>> start

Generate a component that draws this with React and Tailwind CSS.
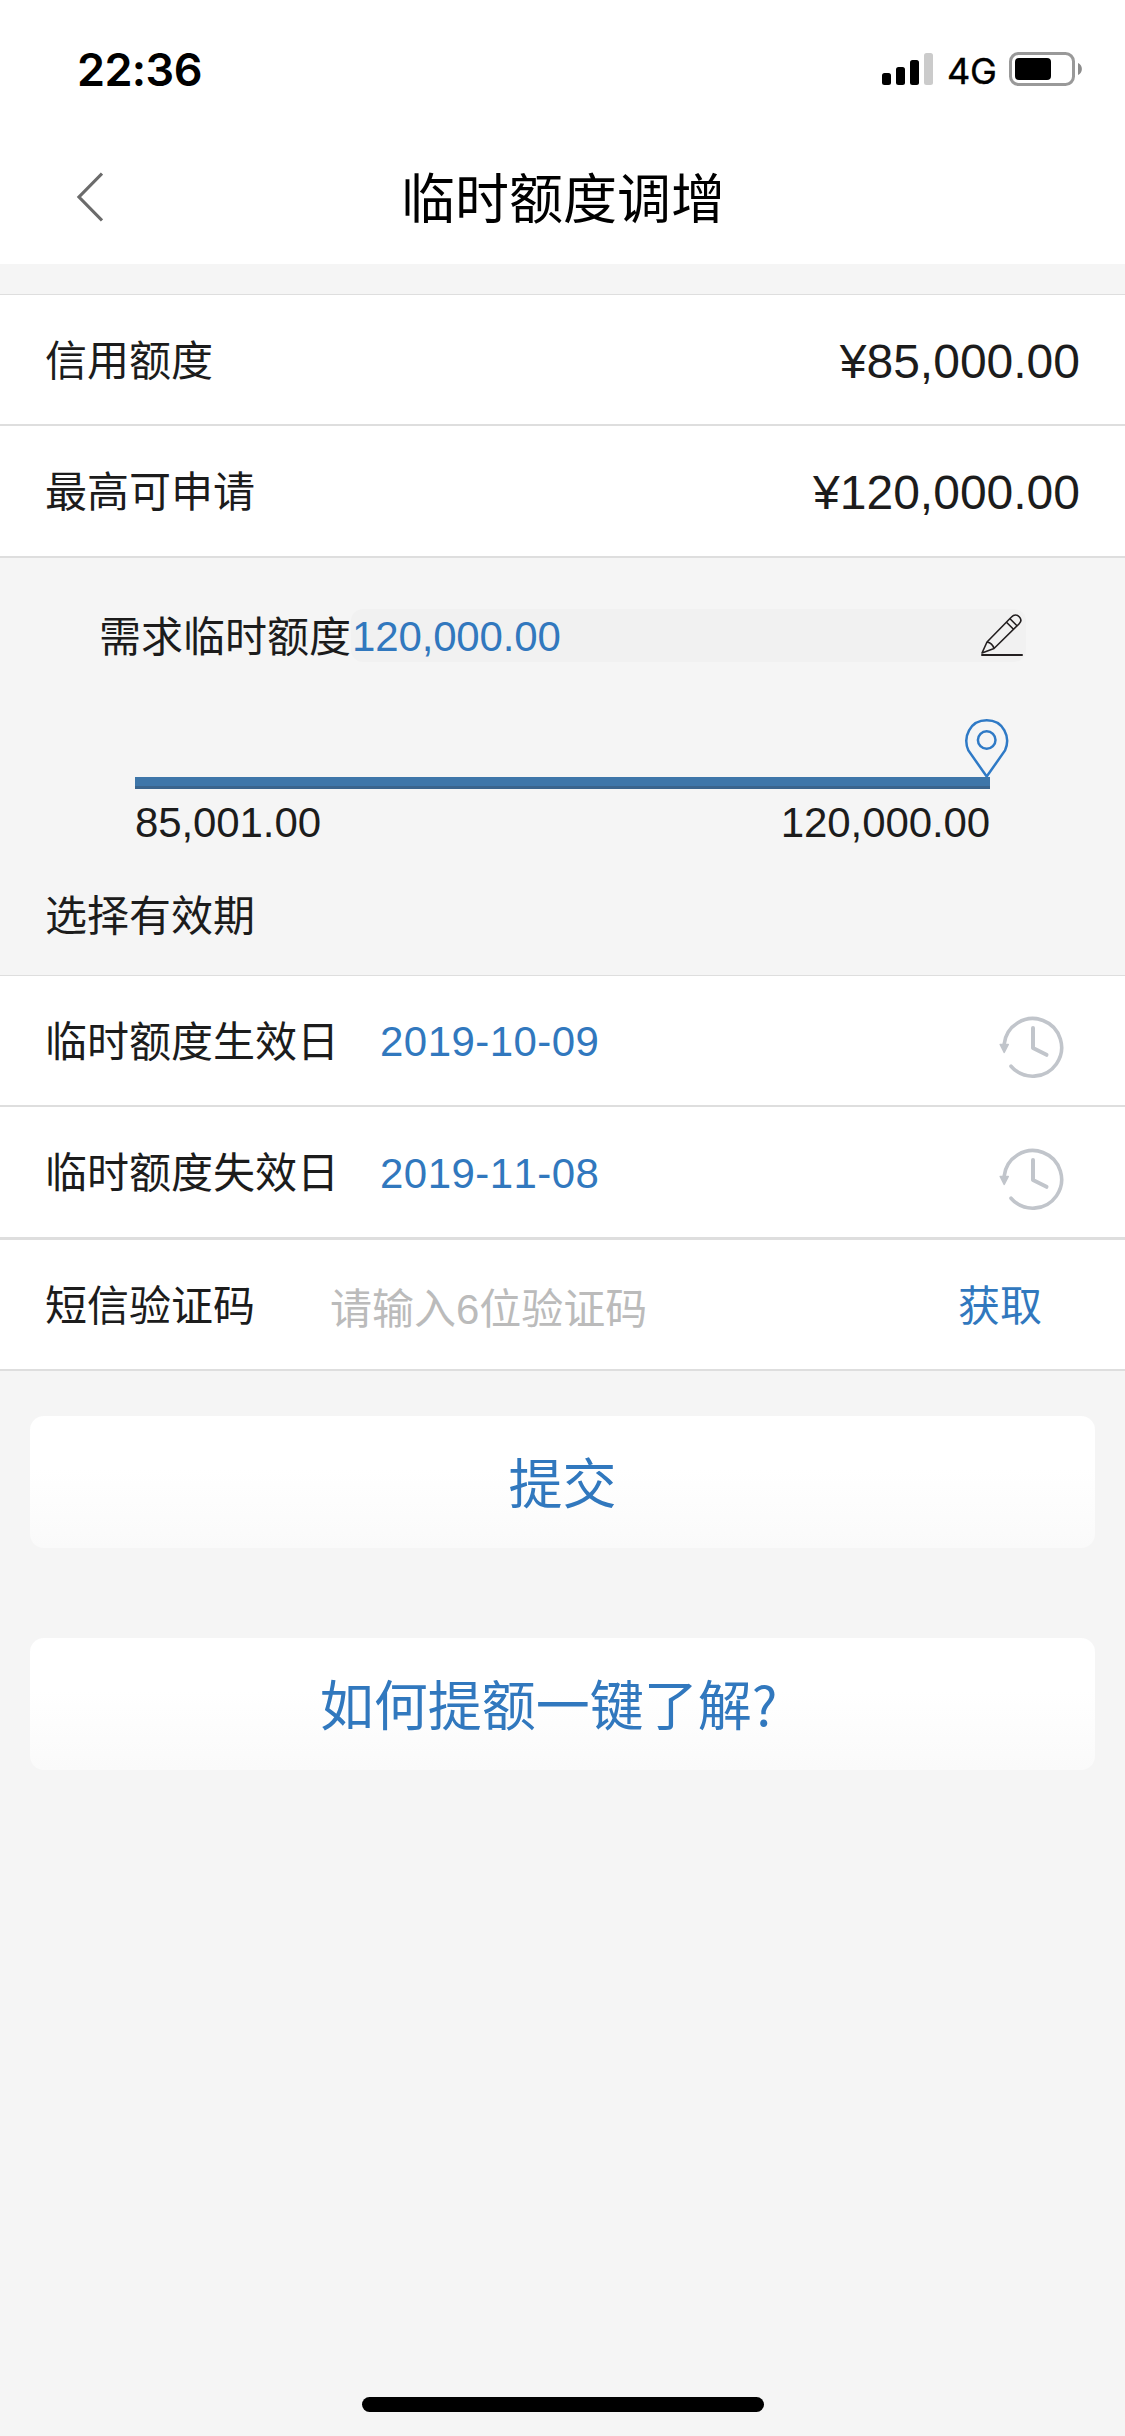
const cjk = "font-['Liberation_Sans','Noto_Sans_CJK_SC',sans-serif]";

function StatusBar() {
  return (
    <div className="flex h-[132px] items-start pl-[77px] pr-[42px]">
      <div className="mt-[47px] font-['Inter',sans-serif] text-[45px] font-semibold leading-[46px] tracking-[-0.6px] text-black">22:36</div>
      <div className="ml-auto mt-[52px] flex h-[34px] items-center">
        <div className="flex h-[32px] items-end gap-[5px]">
          <div className="h-[12px] w-[9px] rounded-[2.5px] bg-black" />
          <div className="h-[18px] w-[9px] rounded-[2.5px] bg-black" />
          <div className="h-[25px] w-[9px] rounded-[2.5px] bg-black" />
          <div className="h-[32px] w-[9px] rounded-[2.5px] bg-[#cbcbcb]" />
        </div>
        <div className="ml-[14px] mt-[3px] w-[62px] font-['Inter',sans-serif] text-[36px] font-normal leading-[34px] tracking-[-0.3px] text-black [-webkit-text-stroke:0.4px_#000]">4G</div>
        <svg width="74" height="34" viewBox="0 0 74 34">
          <rect x="1.5" y="1.5" width="63" height="31" rx="8" fill="none" stroke="#999" strokeWidth="3" />
          <rect x="6" y="6" width="36" height="22" rx="4" fill="#000" />
          <path d="M69 11c5.200 2 5.200 10 0 12z" fill="#8c8c8c" />
        </svg>
      </div>
    </div>
  );
}

function PencilIcon() {
  return (
    <svg className="mt-[4px] block" width="44" height="44" viewBox="0 0 44 44" fill="none" stroke="#231f20" strokeWidth="1.600" strokeLinejoin="round">
      <path d="M2 40L7 29L29.500 6L31.500 4C34 1.200 37 1.500 39.200 3.700S41.500 8.500 39 11L14 35.500ZM7 29C10 29.500 13 32 14 35.500M26.500 9.200L33.500 16.200M30 5.700L37 12.700" />
      <path d="M2 42H42" strokeWidth="2" strokeLinecap="round" />
    </svg>
  );
}

function ClockIcon() {
  return (
    <svg className="block" width="66" height="64" viewBox="0 0 66 64" fill="none" stroke="#c1c5cb" strokeWidth="3.600" strokeLinecap="round">
      <path d="M5.200 28A28.800 28.800 0 1 1 12 50.200" />
      <path d="M34 12V32L47.500 38.800" strokeWidth="4" strokeLinejoin="round" />
      <path d="M1.200 28.500H9.300L5.200 36.500Z" fill="#c1c5cb" strokeWidth="1.500" strokeLinejoin="round" />
    </svg>
  );
}

function Row({ label, children, className }) {
  return (
    <div className={`flex items-center bg-white pl-[45px] ${className}`}>
      <div className="mt-[4px] leading-[60px]">{label}</div>
      {children}
    </div>
  );
}

export default function App() {
  return (
    <div className={`flex h-[2436px] w-[1125px] flex-col bg-[#f5f5f5] text-[42px] text-[#1c1c1c] [font-kerning:none] ${cjk}`}>
      <header className="h-[264px] bg-white">
        <StatusBar />
        <div className="flex h-[130px] items-center pl-[75px]">
          <svg width="28" height="50" viewBox="0 0 28 50" fill="none" stroke="#6b6b6b" strokeWidth="3.200">
            <path d="M27 1.500L4 25L27 48.500" />
          </svg>
          <h1 className="ml-[298px] mt-[5px] text-[54px] leading-[80px] text-black">临时额度调增</h1>
        </div>
      </header>

      <section className="mt-[30px] border-t border-[#dedede]">
        <Row label="信用额度" className="h-[131px] border-b-2 border-[#dedede]">
          <div className="ml-auto pr-[45px] pt-[4px] text-[48px] leading-[60px]">¥85,000.00</div>
        </Row>
        <Row label="最高可申请" className="h-[132px] border-b-2 border-[#dedede]">
          <div className="ml-auto pr-[45px] pt-[4px] text-[48px] leading-[60px]">¥120,000.00</div>
        </Row>
      </section>

      <section className="flex h-[417px] flex-col">
        <div className="mt-[51px] flex h-[53px] items-center pl-[99px]">
          <div className="mt-[4px] w-[252px] leading-[53px]">需求临时额度</div>
          <div className="flex h-[53px] w-[675px] items-start justify-between rounded-[12px] bg-[#f1f1f1] pl-[1px] pr-[2px] text-[#3178be]">
            <span className="mt-px leading-[53px] tracking-[-0.15px]">120,000.00</span>
            <PencilIcon />
          </div>
        </div>
        <div className="ml-[135px] mt-[56px] flex w-[875px] flex-col">
          <svg className="ml-auto block" width="46" height="59" viewBox="0 0 46 59" fill="none" stroke="#2f7ac6" strokeWidth="2.500">
            <path d="M22.700 58.500L4.400 32.500C-1.500 19 6 2.300 22.700 2.300S47 19 41 32.500Z" />
            <circle cx="22.700" cy="22" r="8.800" />
          </svg>
          <div className="h-[12px] w-[855px] border-b-[3px] border-[#3a648d] bg-[#3e76a9]" />
          <div className="mt-[9px] flex w-[855px] justify-between leading-[50px] tracking-[-0.1px]">
            <span>85,001.00</span>
            <span>120,000.00</span>
          </div>
        </div>
        <div className="ml-[45px] mt-auto mb-[28px] leading-[60px]">选择有效期</div>
      </section>

      <section className="border-t border-[#dedede]">
        <Row label="临时额度生效日" className="h-[131px] border-b-2 border-[#dedede]">
          <div className="ml-[41px] mt-[2px] tracking-[0.45px] text-[#3178be]">2019-10-09</div>
          <div className="ml-auto mr-[60px] mt-[15px]"><ClockIcon /></div>
        </Row>
        <Row label="临时额度失效日" className="h-[133px] border-b-[3px] border-[#dedede]">
          <div className="ml-[41px] mt-[2px] tracking-[0.45px] text-[#3178be]">2019-11-08</div>
          <div className="ml-auto mr-[60px] mt-[15px]"><ClockIcon /></div>
        </Row>
        <Row label="短信验证码" className="h-[131px] border-b-2 border-[#dedede]">
          <div className="ml-[75px] mt-[9px] text-[#bbbbbb]">请输入6位验证码</div>
          <div className="ml-auto mr-[83px] mt-[4px] text-[#3178be]">获取</div>
        </Row>
      </section>

      <div className="mx-[30px] mt-[45px] flex flex-col gap-[90px] text-[54px] text-[#3178be]">
        <button className="h-[132px] rounded-[14px] bg-linear-to-b from-white from-40% to-[#fafafa] pt-[6px]">提交</button>
        <button className="h-[132px] rounded-[14px] bg-linear-to-b from-white from-40% to-[#fafafa] pr-[28px] pt-[6px]">
          如何提额一键了解<span className="font-['Noto_Sans_CJK_SC',sans-serif] leading-none">?</span>
        </button>
      </div>

      <div className="mx-auto mb-[24px] mt-auto h-[15px] w-[402px] rounded-full bg-black" />
    </div>
  );
}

>> end

Omit the pictures and output all of the other material exactly.

§ **FULL OUTPUT**
Generate a component that draws this with React and Tailwind CSS.
const cjk = "font-['Liberation_Sans','Noto_Sans_CJK_SC',sans-serif]";

function StatusBar() {
  return (
    <div className="flex h-[132px] items-start pl-[77px] pr-[42px]">
      <div className="mt-[47px] font-['Inter',sans-serif] text-[45px] font-semibold leading-[46px] tracking-[-0.6px] text-black">22:36</div>
      <div className="ml-auto mt-[52px] flex h-[34px] items-center">
        <div className="flex h-[32px] items-end gap-[5px]">
          <div className="h-[12px] w-[9px] rounded-[2.5px] bg-black" />
          <div className="h-[18px] w-[9px] rounded-[2.5px] bg-black" />
          <div className="h-[25px] w-[9px] rounded-[2.5px] bg-black" />
          <div className="h-[32px] w-[9px] rounded-[2.5px] bg-[#cbcbcb]" />
        </div>
        <div className="ml-[14px] mt-[3px] w-[62px] font-['Inter',sans-serif] text-[36px] font-normal leading-[34px] tracking-[-0.3px] text-black [-webkit-text-stroke:0.4px_#000]">4G</div>
        <svg width="74" height="34" viewBox="0 0 74 34">
          <rect x="1.5" y="1.5" width="63" height="31" rx="8" fill="none" stroke="#999" strokeWidth="3" />
          <rect x="6" y="6" width="36" height="22" rx="4" fill="#000" />
          <path d="M69 11c5.200 2 5.200 10 0 12z" fill="#8c8c8c" />
        </svg>
      </div>
    </div>
  );
}

function PencilIcon() {
  return (
    <svg className="mt-[4px] block" width="44" height="44" viewBox="0 0 44 44" fill="none" stroke="#231f20" strokeWidth="1.600" strokeLinejoin="round">
      <path d="M2 40L7 29L29.500 6L31.500 4C34 1.200 37 1.500 39.200 3.700S41.500 8.500 39 11L14 35.500ZM7 29C10 29.500 13 32 14 35.500M26.500 9.200L33.500 16.200M30 5.700L37 12.700" />
      <path d="M2 42H42" strokeWidth="2" strokeLinecap="round" />
    </svg>
  );
}

function ClockIcon() {
  return (
    <svg className="block" width="66" height="64" viewBox="0 0 66 64" fill="none" stroke="#c1c5cb" strokeWidth="3.600" strokeLinecap="round">
      <path d="M5.200 28A28.800 28.800 0 1 1 12 50.200" />
      <path d="M34 12V32L47.500 38.800" strokeWidth="4" strokeLinejoin="round" />
      <path d="M1.200 28.500H9.300L5.200 36.500Z" fill="#c1c5cb" strokeWidth="1.500" strokeLinejoin="round" />
    </svg>
  );
}

function Row({ label, children, className }) {
  return (
    <div className={`flex items-center bg-white pl-[45px] ${className}`}>
      <div className="mt-[4px] leading-[60px]">{label}</div>
      {children}
    </div>
  );
}

export default function App() {
  return (
    <div className={`flex h-[2436px] w-[1125px] flex-col bg-[#f5f5f5] text-[42px] text-[#1c1c1c] [font-kerning:none] ${cjk}`}>
      <header className="h-[264px] bg-white">
        <StatusBar />
        <div className="flex h-[130px] items-center pl-[75px]">
          <svg width="28" height="50" viewBox="0 0 28 50" fill="none" stroke="#6b6b6b" strokeWidth="3.200">
            <path d="M27 1.500L4 25L27 48.500" />
          </svg>
          <h1 className="ml-[298px] mt-[5px] text-[54px] leading-[80px] text-black">临时额度调增</h1>
        </div>
      </header>

      <section className="mt-[30px] border-t border-[#dedede]">
        <Row label="信用额度" className="h-[131px] border-b-2 border-[#dedede]">
          <div className="ml-auto pr-[45px] pt-[4px] text-[48px] leading-[60px]">¥85,000.00</div>
        </Row>
        <Row label="最高可申请" className="h-[132px] border-b-2 border-[#dedede]">
          <div className="ml-auto pr-[45px] pt-[4px] text-[48px] leading-[60px]">¥120,000.00</div>
        </Row>
      </section>

      <section className="flex h-[417px] flex-col">
        <div className="mt-[51px] flex h-[53px] items-center pl-[99px]">
          <div className="mt-[4px] w-[252px] leading-[53px]">需求临时额度</div>
          <div className="flex h-[53px] w-[675px] items-start justify-between rounded-[12px] bg-[#f1f1f1] pl-[1px] pr-[2px] text-[#3178be]">
            <span className="mt-px leading-[53px] tracking-[-0.15px]">120,000.00</span>
            <PencilIcon />
          </div>
        </div>
        <div className="ml-[135px] mt-[56px] flex w-[875px] flex-col">
          <svg className="ml-auto block" width="46" height="59" viewBox="0 0 46 59" fill="none" stroke="#2f7ac6" strokeWidth="2.500">
            <path d="M22.700 58.500L4.400 32.500C-1.500 19 6 2.300 22.700 2.300S47 19 41 32.500Z" />
            <circle cx="22.700" cy="22" r="8.800" />
          </svg>
          <div className="h-[12px] w-[855px] border-b-[3px] border-[#3a648d] bg-[#3e76a9]" />
          <div className="mt-[9px] flex w-[855px] justify-between leading-[50px] tracking-[-0.1px]">
            <span>85,001.00</span>
            <span>120,000.00</span>
          </div>
        </div>
        <div className="ml-[45px] mt-auto mb-[28px] leading-[60px]">选择有效期</div>
      </section>

      <section className="border-t border-[#dedede]">
        <Row label="临时额度生效日" className="h-[131px] border-b-2 border-[#dedede]">
          <div className="ml-[41px] mt-[2px] tracking-[0.45px] text-[#3178be]">2019-10-09</div>
          <div className="ml-auto mr-[60px] mt-[15px]"><ClockIcon /></div>
        </Row>
        <Row label="临时额度失效日" className="h-[133px] border-b-[3px] border-[#dedede]">
          <div className="ml-[41px] mt-[2px] tracking-[0.45px] text-[#3178be]">2019-11-08</div>
          <div className="ml-auto mr-[60px] mt-[15px]"><ClockIcon /></div>
        </Row>
        <Row label="短信验证码" className="h-[131px] border-b-2 border-[#dedede]">
          <div className="ml-[75px] mt-[9px] text-[#bbbbbb]">请输入6位验证码</div>
          <div className="ml-auto mr-[83px] mt-[4px] text-[#3178be]">获取</div>
        </Row>
      </section>

      <div className="mx-[30px] mt-[45px] flex flex-col gap-[90px] text-[54px] text-[#3178be]">
        <button className="h-[132px] rounded-[14px] bg-linear-to-b from-white from-40% to-[#fafafa] pt-[6px]">提交</button>
        <button className="h-[132px] rounded-[14px] bg-linear-to-b from-white from-40% to-[#fafafa] pr-[28px] pt-[6px]">
          如何提额一键了解<span className="font-['Noto_Sans_CJK_SC',sans-serif] leading-none">?</span>
        </button>
      </div>

      <div className="mx-auto mb-[24px] mt-auto h-[15px] w-[402px] rounded-full bg-black" />
    </div>
  );
}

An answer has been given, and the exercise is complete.